Vafa-Witten theory and iterated integrals of modular forms

TL;DR

This paper explores the modular anomalies in Vafa-Witten theory for gauge groups SU(2) and SU(3), revealing that the SU(3) anomaly involves iterated integrals of modular forms and relates to mock modular forms of depth two.

Contribution

It demonstrates that the SU(3) modular anomaly involves iterated integrals of modular forms and connects to mock modular forms of depth two, extending previous SU(2) results.

Findings

SU(3) modular anomaly involves iterated integrals of modular forms

SU(3) anomaly can be expressed as a holomorphic anomaly

Partition function for SU(3) is a mock modular form of depth two

Abstract

Vafa-Witten (VW) theory is a topologically twisted version of N=4 supersymmetric Yang-Mills theory. S-duality suggests that the partition function of VW theory with gauge group SU(N) transforms as a modular form under duality transformations. Interestingly, Vafa and Witten demonstrated the presence of a modular anomaly, when the theory has gauge group SU(2) and is considered on the complex projective plane P2. This modular anomaly could be expressed as an integral of a modular form, and also be traded for a holomorphic anomaly.

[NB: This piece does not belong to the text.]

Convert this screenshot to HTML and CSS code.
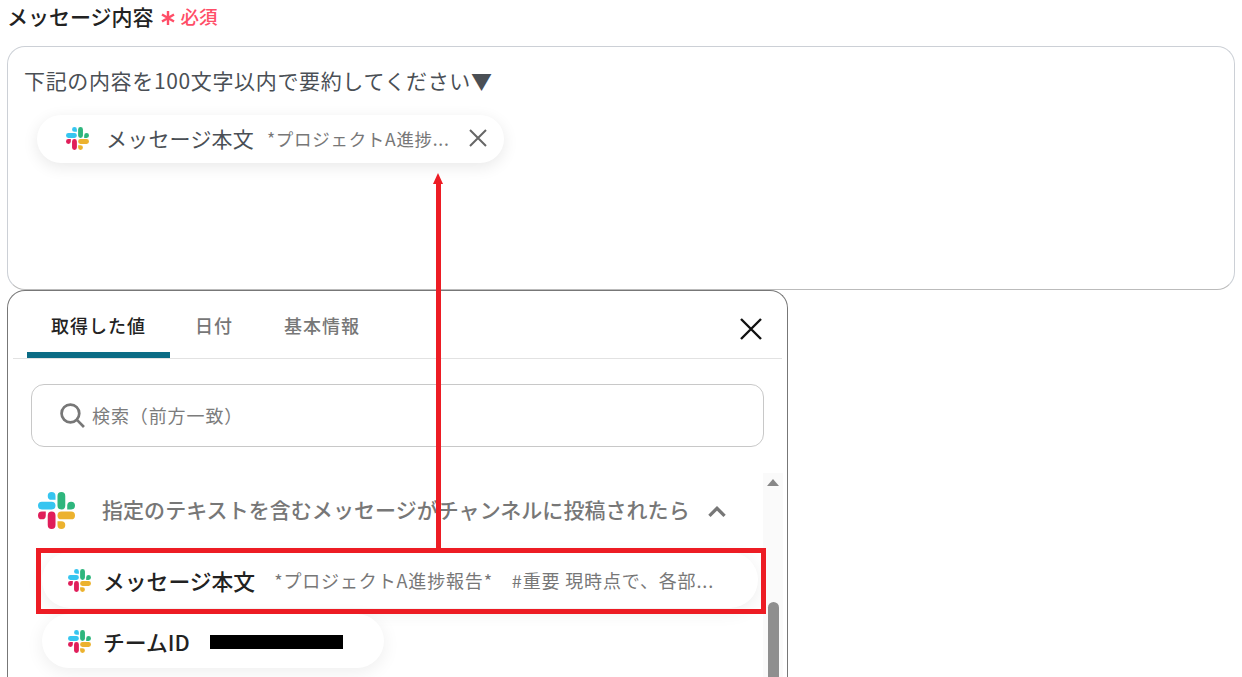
FILE: index.html
```html
<!DOCTYPE html>
<html lang="ja"><head>
<meta charset="utf-8">
<title>メッセージ内容</title>
<link rel="stylesheet" href="styles.css">
</head><body>

<svg class="defs" width="0" height="0">
	<symbol id="slack" viewBox="0 0 24 24">
		<path fill="#e01e5a" d="M5.042 15.165a2.528 2.528 0 0 1-2.52 2.523A2.528 2.528 0 0 1 0 15.165a2.527 2.527 0 0 1 2.522-2.52h2.52v2.52zM6.313 15.165a2.527 2.527 0 0 1 2.521-2.52 2.527 2.527 0 0 1 2.521 2.52v6.313A2.528 2.528 0 0 1 8.834 24a2.528 2.528 0 0 1-2.521-2.522v-6.313z"/>
		<path fill="#36c5f0" d="M8.834 5.042a2.528 2.528 0 0 1-2.521-2.52A2.528 2.528 0 0 1 8.834 0a2.528 2.528 0 0 1 2.521 2.522v2.52H8.834zM8.834 6.313a2.528 2.528 0 0 1 2.521 2.521 2.528 2.528 0 0 1-2.521 2.521H2.522A2.528 2.528 0 0 1 0 8.834a2.528 2.528 0 0 1 2.522-2.521h6.312z"/>
		<path fill="#2eb67d" d="M18.956 8.834a2.528 2.528 0 0 1 2.522-2.521A2.528 2.528 0 0 1 24 8.834a2.528 2.528 0 0 1-2.522 2.521h-2.522V8.834zM17.688 8.834a2.528 2.528 0 0 1-2.523 2.521 2.527 2.527 0 0 1-2.52-2.521V2.522A2.527 2.527 0 0 1 15.165 0a2.528 2.528 0 0 1 2.523 2.522v6.312z"/>
		<path fill="#ecb22e" d="M15.165 18.956a2.528 2.528 0 0 1 2.523 2.522A2.528 2.528 0 0 1 15.165 24a2.527 2.527 0 0 1-2.52-2.522v-2.522h2.52zM15.165 17.688a2.527 2.527 0 0 1-2.52-2.523 2.526 2.526 0 0 1 2.52-2.52h6.313A2.527 2.527 0 0 1 24 15.165a2.528 2.528 0 0 1-2.522 2.523h-6.313z"/>
	</symbol>
</svg>

<div class="page">
	<div class="label">
		<span>メッセージ内容</span>
		<svg class="req-star" viewBox="0 0 14 14"><path d="M7 0V14M1 3.5L13 10.5M13 3.5L1 10.5"/></svg>
		<span class="req">必須</span>
	</div>

	<div class="editor">
		<div class="editor-text">下記の内容を100文字以内で要約してください▼</div>
		<div class="chip">
			<svg class="icon-s"><use href="#slack"/></svg>
			<span class="chip-name">メッセージ本文</span>
			<span class="chip-val">*プロジェクトA進捗...</span>
			<svg class="chip-x" viewBox="0 0 18 18"><path d="M1 1L17 17M17 1L1 17"/></svg>
		</div>
	</div>

	<div class="panel">
		<div class="tabs">
			<div class="tab tab-on">取得した値</div>
			<div class="tab">日付</div>
			<div class="tab tab-last">基本情報</div>
			<svg class="panel-x" viewBox="0 0 22 22"><path d="M1 1L21 21M21 1L1 21"/></svg>
		</div>

		<div class="search">
			<svg class="search-icon" viewBox="0 0 24 24"><circle cx="10" cy="10" r="8.5"/><path d="M16 16L23 23"/></svg>
			<span>検索（前方一致）</span>
		</div>

		<div class="body">
			<div class="list">
				<div class="group">
					<svg class="icon-l"><use href="#slack"/></svg>
					<span class="group-title">指定のテキストを含むメッセージがチャンネルに投稿されたら</span>
					<svg class="chev" viewBox="0 0 18 12"><path d="M2 10L9 3L16 10"/></svg>
				</div>
				<div class="pill pill-wide">
					<svg class="icon-m"><use href="#slack"/></svg>
					<span class="pill-name">メッセージ本文</span>
					<span class="pill-val">*プロジェクトA進捗報告*　#重要 現時点で、各部...</span>
				</div>
				<div class="pill pill-short">
					<svg class="icon-m"><use href="#slack"/></svg>
					<span class="pill-name">チームID</span>
					<span class="masked"></span>
				</div>
			</div>
			<div class="scrollbar">
				<div class="scroll-up"></div>
				<div class="scroll-thumb"></div>
			</div>
		</div>
	</div>
</div>

<!-- annotation drawn on top of the screenshot -->
<div class="mark-box"></div>
<div class="mark-line"></div>
<div class="mark-head"></div>

</body></html>
```

FILE: styles.css
```css
html,body{margin:0;padding:0;height:100%;overflow:hidden;background:#fff;}
body{font-family:"Noto Sans CJK JP","Noto Sans",sans-serif;color:#222;}
.defs{position:absolute;}
.page{display:flex;flex-direction:column;padding:0 7px;}

.label{display:flex;align-items:center;height:46px;padding:0 0 14px 0;box-sizing:border-box;font-size:21px;font-weight:500;color:#222;}
.req-star{width:14px;height:14px;margin:4px 0 0 7px;}
.req-star path{stroke:#ff4d67;stroke-width:2.4;fill:none;}
.req{margin-left:6px;font-size:18.5px;color:#ff4d67;font-weight:500;}

.editor{height:244px;box-sizing:border-box;border:1px solid #ccd0d6;border-bottom-color:#bbb;border-radius:18px;padding:16px 16px 0;}
.editor-text{font-size:21px;letter-spacing:.65px;line-height:34px;color:#4a4f55;}
.chip{display:flex;align-items:center;width:467px;height:48px;box-sizing:border-box;margin:18px 0 0 13px;padding:0 17px 2px 29px;border-radius:24px;background:#fff;box-shadow:0 4px 16px rgba(0,0,0,.09);}
.icon-s{width:23px;height:23px;flex:none;}
.chip-name{margin-left:17px;font-size:21px;letter-spacing:.2px;color:#4a4f55;}
.chip-val{margin-left:13px;font-size:17.5px;letter-spacing:.7px;color:#777;white-space:nowrap;flex:1;}
.chip-x{width:18px;height:18px;flex:none;}
.chip-x path{stroke:#666;stroke-width:2;fill:none;}

.panel{width:781px;height:387px;box-sizing:border-box;border:1px solid #777;border-bottom:0;border-radius:18px 18px 0 0;padding:0 5px;overflow:hidden;}
.tabs{display:flex;align-items:stretch;height:67px;border-bottom:1px solid #e2e2e2;padding-left:14px;}
.tab{display:flex;align-items:center;justify-content:center;height:100%;padding:0 25px;font-size:18px;letter-spacing:1px;font-weight:500;color:#777;box-sizing:border-box;}
.tab-on{width:143px;padding:6px 0 0;color:#222;border-bottom:6px solid #0b6c85;border-radius:6px 6px 0 0;}
.tab-last{padding-left:26px;}
.panel-x{width:22px;height:22px;margin:27px 20px 0 auto;}
.panel-x path{stroke:#111;stroke-width:2.4;fill:none;}

.search{display:flex;align-items:center;height:63px;box-sizing:border-box;margin:25px 18px 0;border:1px solid #c8c8c8;border-radius:13px;padding:0 0 2px 28px;font-size:18px;letter-spacing:.9px;color:#7c7c7c;}
.search-icon{width:25px;height:25px;margin:2px 7px 0 0;}
.search-icon circle,.search-icon path{stroke:#777;stroke-width:2.6;fill:none;}

.body{display:flex;margin-top:26px;}
.list{flex:1;padding-left:25px;}
.group{display:flex;align-items:center;height:74px;}
.icon-l{width:37px;height:37px;flex:none;}
.group-title{margin:-2px 0 0 27px;font-size:21px;letter-spacing:.05px;font-weight:500;color:#777;}
.chev{width:20px;height:13px;margin:2px 0 0 17px;}
.chev path{stroke:#777;stroke-width:3;fill:none;}

.pill{display:flex;align-items:center;box-sizing:border-box;margin-left:4px;padding-left:26px;border-radius:28px;background:#fff;box-shadow:0 4px 18px rgba(0,0,0,.07);}
.pill-wide{width:716px;height:56px;margin-top:5px;}
.pill-short{width:342px;height:54px;margin-top:6px;}
.icon-m{width:23px;height:23px;flex:none;}
.pill-name{margin-left:12px;font-size:21.8px;font-weight:500;color:#222;}
.pill-val{margin-left:19px;font-size:18px;letter-spacing:.85px;color:#777;white-space:nowrap;}
.masked{width:133px;height:14px;margin:2px 0 0 20px;background:#000;}

.scrollbar{width:20px;flex:none;margin-right:-1px;background:#fafafa;height:210px;}
.scroll-up{width:0;height:0;margin:6px auto 0;border:6px solid transparent;border-top:0;border-bottom:7px solid #888;}
.scroll-thumb{width:11px;height:120px;margin:116px auto 0;border-radius:6px;background:#8f8f8f;}

.mark-box{position:absolute;left:36px;top:548px;width:730px;height:66px;box-sizing:border-box;border:5px solid #ed1c24;}
.mark-line{position:absolute;left:436px;top:183px;width:5px;height:365px;background:#ed1c24;}
.mark-head{position:absolute;left:433px;top:173px;width:0;height:0;border:5.5px solid transparent;border-top:0;border-bottom:11px solid #ed1c24;}
```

We demonstrate that the modular anomaly for gauge group SU(3) involves an iterated integral of modular forms. Moreover, the modular anomaly for SU(3) can be traded for a holomorphic anomaly, which is shown to factor into a product of the partition functions for lower rank gauge groups. The SU(3) partition function is mathematically an example of a mock modular form of depth two.